When Rachel called on staff across the whole of the NHS to “think further than just their field,” Hannah added, to panel-wide agreement: “Isn’t that occupational therapy’s chance to shine? We are the uniquely bio-psycho-socially-trained profession. We bandy these words around – holistic, humanistic – they’re fundamental to our profession. And if we continue to see people as these sections and boxes, we are never true to our values.”
Dai stressed that wherever occupational therapists work – be it in housing, work or with children – you are already influencing health equity. “Every occupational therapist today has done something to improve health inequality, it’s just they might not have realised it,” he said.
Karin called for researchers to work more closely with practitioners in understanding our population make up, thinking about our existing services, questioning whether people are using those services, and providing the evidence.
“It’s that combination of knowing your local population, knowing what the needs are, then proactively reaching out…so we are reaching the people with the highest needs,” she said.
From a student perspective, Sheherazad stressed the importance of structural questioning of how systemic factors influence those wider social determinants of health. She said that learners have lots of opportunities to talk to service users and practitioners “to get that stakeholder representation, which is really important when we think about how we are going to achieve health equity.”
One audience member, Keir Harding, asked the panel if a different political approach to environmental adaptation is needed for health equity to be a reality. Rachel agreed that as a profession we do need to be more politically aware and activated, but Dai responded by saying “it’s not a left/right problem, it’s a societal problem.”
“All the parties are concerned about this; they’ve just got different methods. We just ned to identify who the stakeholders are and how you can get a problem solved in relation to that stakeholder in that government…you have to have a broad-minded relationship [as] ultimately it is the service user that gets disadvantaged. It’s about working the best you can in the political environment you are in.”
A final discussion point was around engaging with climate change and sustainability, and how closely this is linked to tackling health inequalities. A ‘hot topic’ with Cop26 simultaneously taking place, it was an emphatic “yes, yes, yes” from the panel.

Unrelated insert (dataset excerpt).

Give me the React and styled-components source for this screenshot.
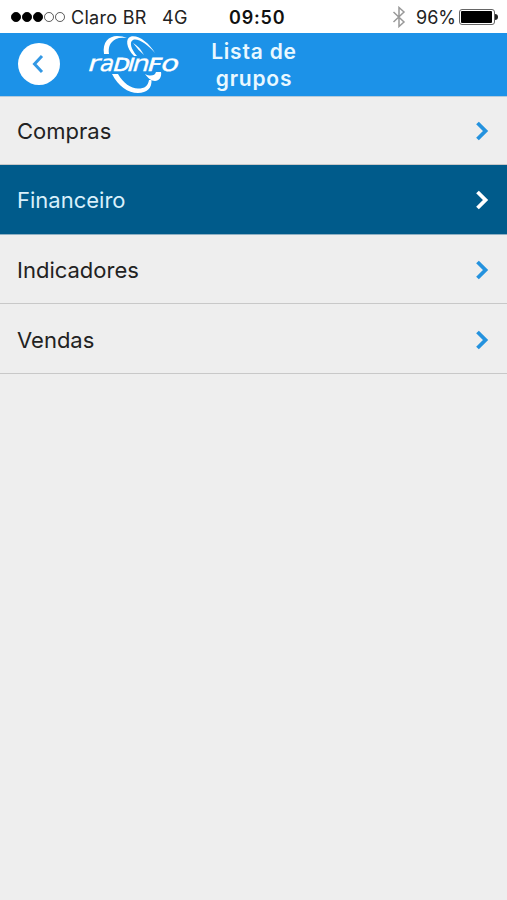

Karen talked about RCOT’s sustainability action plan , as a baseline to where we are as an organisation and a profession, and the work RCOT is doing to signpost members to best practice guidance. Reiterating this is a societal problem, as occupational therapists she urged us to think about housing, equipment, how we can better recycle equipment or encourage sustainable use of our assets.
However, Rachel, using the example of the banning of plastic straws having the unintended consequence of making it difficult for some disabled people to have a drink, she reminded people to think, yes, we need to engage in this and look after the environment, we also need to remember that some people need things differently.
Linda concluded that “both these things [sustainability and health inequalities are such big issues that you could think that they can only be achieved at a global level…but every individual has a role to play.”